Okay, I got confused then. It would only ignore it if the far end host is one of those.


Although, this does raise the question of why it ignores the proxy settings. Wouldn't that really be something we'd want to allow the application to decide? I know that I can think up some really good reasons to run a proxy on the localhost and use it to connect to services on the localhost.



No this is not something that should be left up to the application. It is more often not the case that you want to proxy to localhost through localhost. Final results in the case where the proxy to localhost through localhost will more than likely be the same anyhow. I can think of more security reasons as why localhost should not be sent through a proxy and it's better to fault in that direction.
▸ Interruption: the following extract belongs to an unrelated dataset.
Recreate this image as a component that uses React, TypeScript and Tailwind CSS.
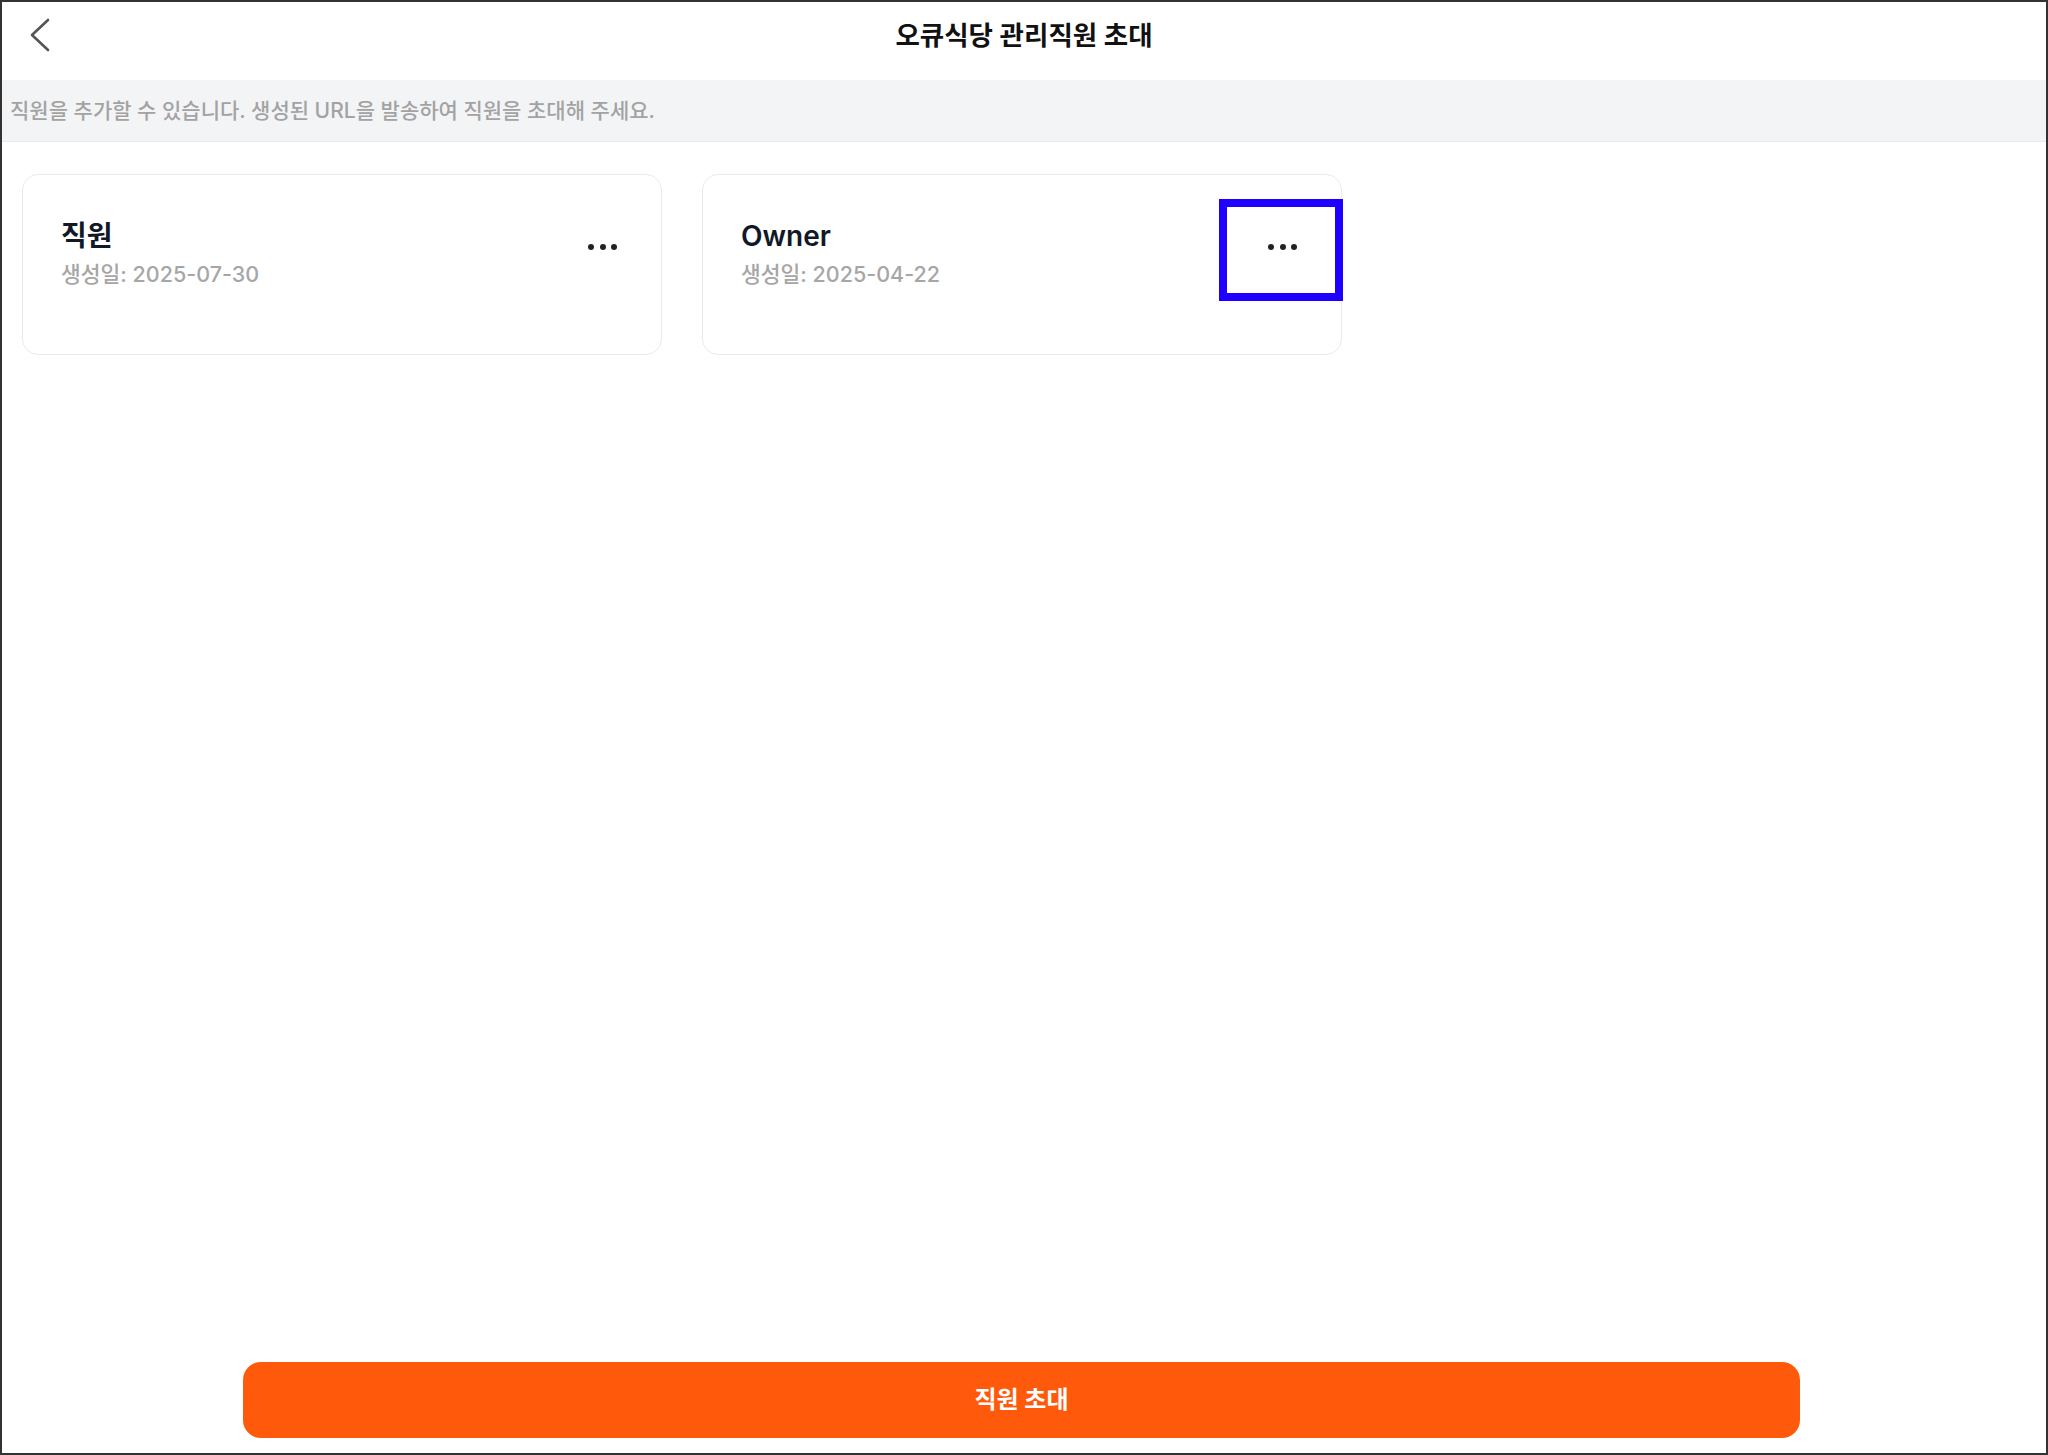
const FONT = 'font-["Inter","Noto_Sans_CJK_KR",sans-serif]';

type Member = { role: string; createdAt: string; highlighted?: boolean };

const members: Member[] = [
  { role: "직원", createdAt: "2025-07-30" },
  { role: "Owner", createdAt: "2025-04-22", highlighted: true },
];

function MoreDots() {
  return (
    <div className="flex items-center gap-[5.5px]">
      <span className="h-[6px] w-[6px] rounded-full bg-[#222]" />
      <span className="h-[6px] w-[6px] rounded-full bg-[#222]" />
      <span className="h-[6px] w-[6px] rounded-full bg-[#222]" />
    </div>
  );
}

function MemberCard({ member }: { member: Member }) {
  return (
    <div className="relative flex h-[181px] justify-between rounded-2xl border border-[#ebebeb] bg-white pl-[38px] pr-[44px]">
      <div className="pt-[43px]">
        <div className="text-[28px] leading-[36px] font-semibold text-[#111827]">
          {member.role}
        </div>
        <div className="mt-[4px] text-[21.5px] leading-[32px] font-medium text-[#a6a6a6]">
          생성일: {member.createdAt}
        </div>
      </div>
      <button className="mt-[69px] self-start" aria-label="more">
        <MoreDots />
      </button>

      {/* 선택 표시 */}
      {member.highlighted && (
        <div className="pointer-events-none absolute top-[24px] right-[-2px] h-[102px] w-[124px] border-[8px] border-[#1f00ff]" />
      )}
    </div>
  );
}

export default function App() {
  return (
    <div
      className={`${FONT} flex h-screen w-full flex-col border-2 border-[#333] bg-white`}
    >
      {/* 헤더 */}
      <header className="grid h-[78px] shrink-0 grid-cols-[1fr_auto_1fr] items-center pb-3">
        <button className="pl-[27px]" aria-label="back">
          <svg width="22" height="34" viewBox="0 0 22 34" fill="none">
            <path
              d="M19 2 L3 17 L19 32"
              stroke="#555"
              strokeWidth="2.6"
              strokeLinecap="round"
              strokeLinejoin="round"
            />
          </svg>
        </button>
        <h1 className="text-[26.5px] leading-[34px] font-semibold text-[#111]">
          오큐식당 관리직원 초대
        </h1>
        <div />
      </header>

      {/* 안내 문구 */}
      <div className="flex h-[62px] shrink-0 items-center border-b border-[#e8e9eb] bg-[#f3f4f6] pl-2">
        <p className="text-[21px] font-medium text-[#a3a3a3]">
          직원을 추가할 수 있습니다. 생성된 URL을 발송하여 직원을 초대해 주세요.
        </p>
      </div>

      {/* 직원 카드 목록 */}
      <div className="flex-1 px-5 pt-[32px]">
        <div className="grid grid-cols-[repeat(3,640px)] gap-10">
          {members.map((m) => (
            <MemberCard key={m.role} member={m} />
          ))}
        </div>
      </div>

      {/* 하단 버튼 */}
      <div className="flex shrink-0 justify-center pr-[5px] pb-[15px]">
        <button className="h-[76px] w-[1557px] rounded-[18px] bg-[#ff5a0b] text-[24px] font-bold text-white">
          직원 초대
        </button>
      </div>
    </div>
  );
}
Also, should I expect this behaviour if the host the stream is set up to connect to is remote but the proxy is on localhost?
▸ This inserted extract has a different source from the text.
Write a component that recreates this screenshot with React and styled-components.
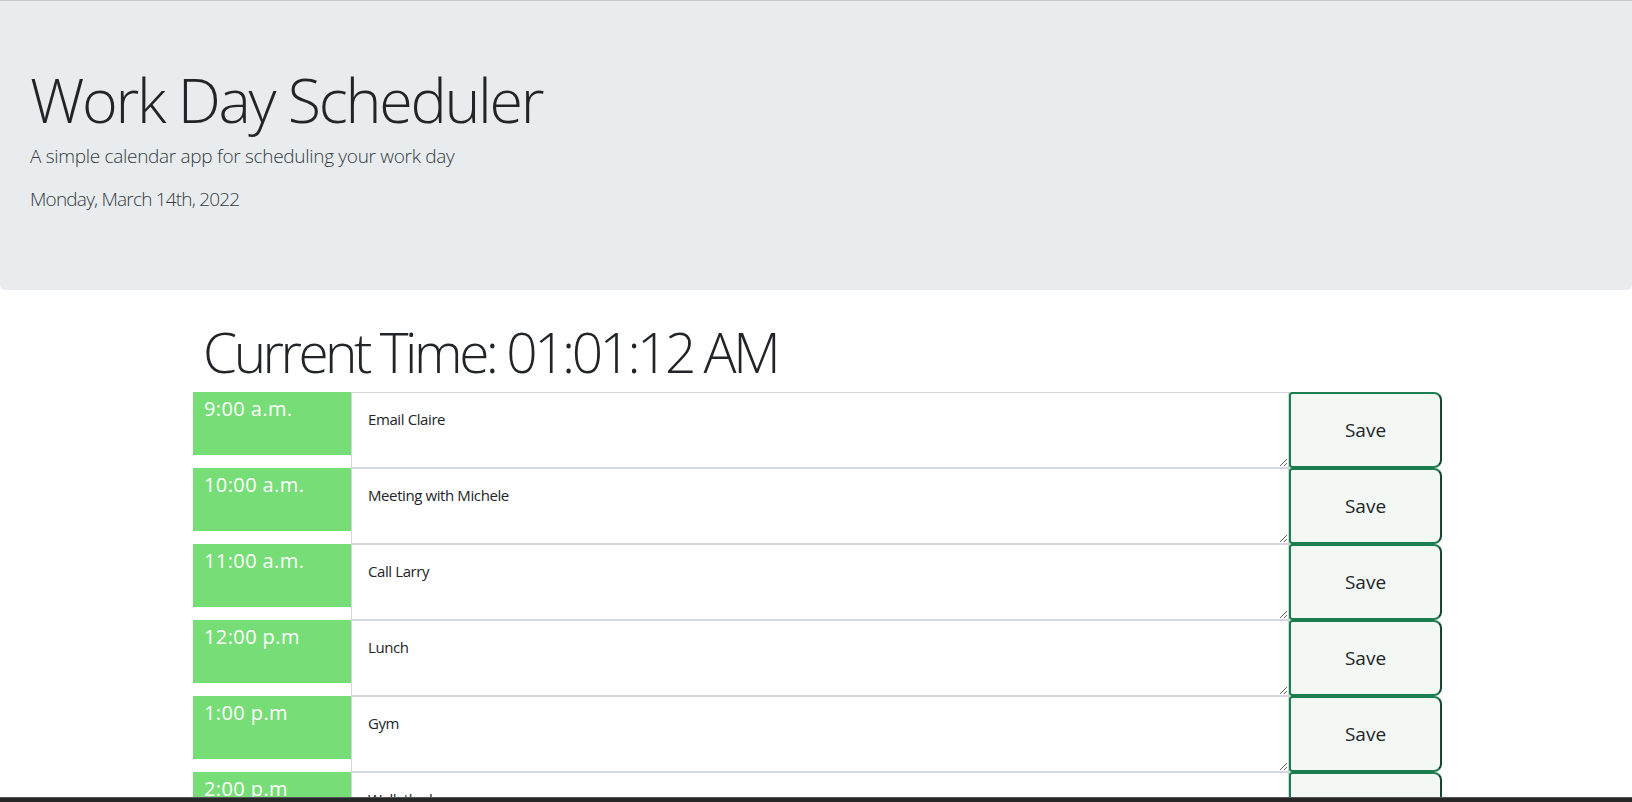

No, proxy through localhost should be just fine. There are many people that use this today with Safari going through SOCKS on localhost.


jeremy


Thanks, again, for the help.

Samuel

On Jan 16, 2005, at 3:36 PM, email@hidden wrote:


localhost, 127.0.0.1, and ::1 are automatically bypassed for proxies.
When you called
SetProperty, it successfully set the value.  This is why it returns
TRUE.

CFSocketStream knows that it should bypass the proxy when connecting to
these host values
though. It actually does this part up front, so as to not pay the price
at connect or to hold on
to memory that's not needed. You are trying to pull the value back out,
but it really wasn't
saved, so you're getting NULL.


I believed I changed the behavior in Tiger to go ahead and return FALSE
in the case where it
didn't get set instead of returning this false positive.